The Most Consequential Drone Program of the Decade

Sometime in 2026, the United States Air Force will make a decision that shapes the future of aerial warfare: selecting which drone designs to produce for the first round of its Collaborative Combat Aircraft (CCA) program — commonly referred to as the drone wingman initiative. This is not a procurement decision about an individual weapons system. It is a foundational commitment to a new operational concept: manned fighter aircraft operating in coordinated formations with autonomous unmanned wingmen that can carry additional munitions, perform electronic warfare, conduct surveillance, and provide a force-multiplying "affordable mass" that offsets the declining size of the U.S. manned fighter fleet.

The Two Competitors: Anduril and General Atomics

The CCA Increment 1 competition has been contested between two fundamentally different organizations. General Atomics brings decades of proven unmanned aircraft experience, most notably from the Predator and Reaper programs that defined drone warfare in the post-9/11 era. Its CCA candidate draws on that institutional knowledge of high-reliability, long-endurance unmanned systems. Anduril Industries, founded in 2017, represents a different organizational philosophy: a defense technology startup built explicitly to compete with traditional prime contractors through faster development cycles, software-first engineering, and a willingness to absorb programmatic risk that larger defense organizations typically avoid. Both companies completed first flights of their CCA prototypes in 2025 — a milestone the Air Force described as a key validation of the program's technical foundations. A production decision is now expected in 2026.

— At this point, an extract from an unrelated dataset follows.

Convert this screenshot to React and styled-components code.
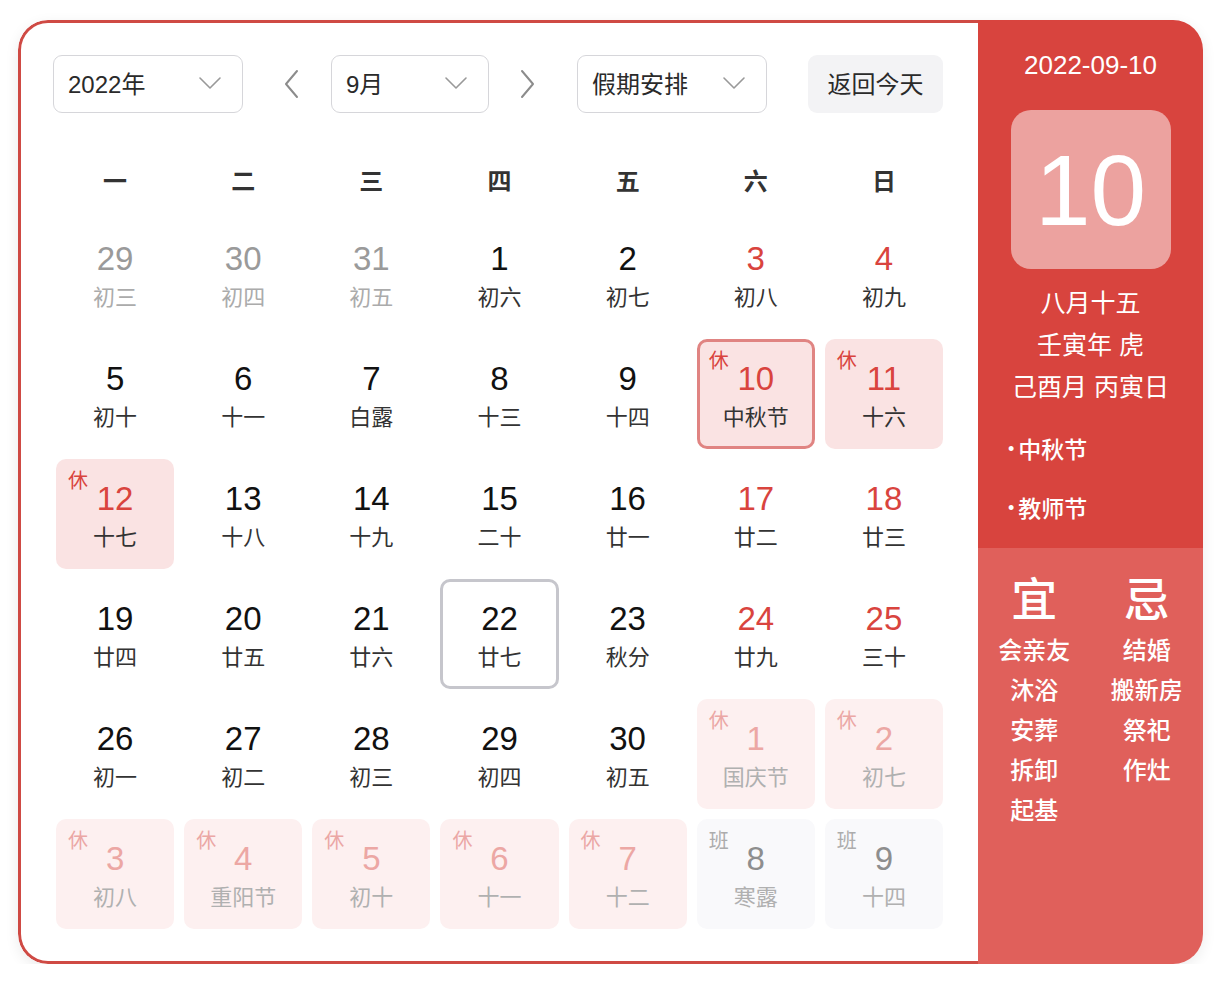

The Operational Concept: Affordable Mass in Modern Conflict

The CCA program was shaped by a clear-eyed assessment of the arithmetic of modern air warfare. U.S. manned fighter inventories have declined substantially over the past two decades due to cost, attrition, and the long timelines of fifth-generation fighter production programs. Meanwhile, adversary air defenses and fighter fleets have grown in sophistication and numbers. The CCA concept addresses this asymmetry not by building more F-22s or F-35s — which take years and tens of billions of dollars — but by augmenting each manned aircraft with one or more autonomous wingmen that can extend the reach, payload, and survivability of the crewed platform. Officials have indicated that initial CCA variants will serve primarily as missile trucks — carrying additional air-to-air munitions beyond what a fighter aircraft can accommodate in its own weapons bays — while future variants may take on electronic warfare, intelligence collection, and suppression of enemy air defenses roles.

The Autonomy Layer: The Hidden Competition

The airframes being developed by Anduril and General Atomics are visible and discussed openly. Less visible is the parallel effort to develop the CCA's autonomy systems — the software and AI architectures that will allow these aircraft to operate collaboratively with manned fighters in complex, contested environments. According to Breaking Defense's reporting, contracts for this autonomy development have been issued to RTX (Raytheon Technologies) and Shield AI, and the work has proceeded largely classified. This reflects the Air Force's understanding that autonomous operation in a denied, degraded, and operationally limited environment — where GPS is jammed, communications are contested, and threat environments change rapidly — is an extraordinarily difficult software problem that requires its own dedicated development pipeline alongside the hardware program.

What Comes After Increment 1

The CCA program is explicitly designed as an iterative effort, not a single procurement. Increment 2 — the next round of CCA development — has already attracted early design contracts from nine companies, spanning a deliberately wide range of concepts from low-cost, attritable designs to more capable and sophisticated platforms. This breadth reflects the Air Force's deliberate strategy of preserving flexibility: it has not yet decided whether future drone wingmen should be cheap enough to be expended in combat (the attritable model, driven by lessons from Ukraine's use of consumable drones) or sophisticated enough to survive and return from high-threat environments (the survivable platform model, more analogous to traditional aircraft). The tension between these philosophies — and the budgetary implications of each — will define the next phase of the CCA program and the broader U.S. approach to autonomous combat aviation through the 2030s.

The Industrial Ecosystem Being Built Around CCA

Beyond Anduril and General Atomics, the CCA program is generating significant industrial activity across the defense supply chain. Propulsion companies are competing to supply low-cost engines suited to the power requirements of attritable drone wingmen — a market segment that did not exist at scale five years ago. Sensor manufacturers are developing compact, affordable radar and EO/IR systems optimized for CCA payloads. And the software ecosystem supporting autonomous flight, mission planning, and human-machine teaming is attracting substantial venture and government investment. The CCA program is, in this sense, not just a weapons acquisition — it is the demand signal that is catalyzing the construction of an entirely new segment of the U.S. defense industrial base.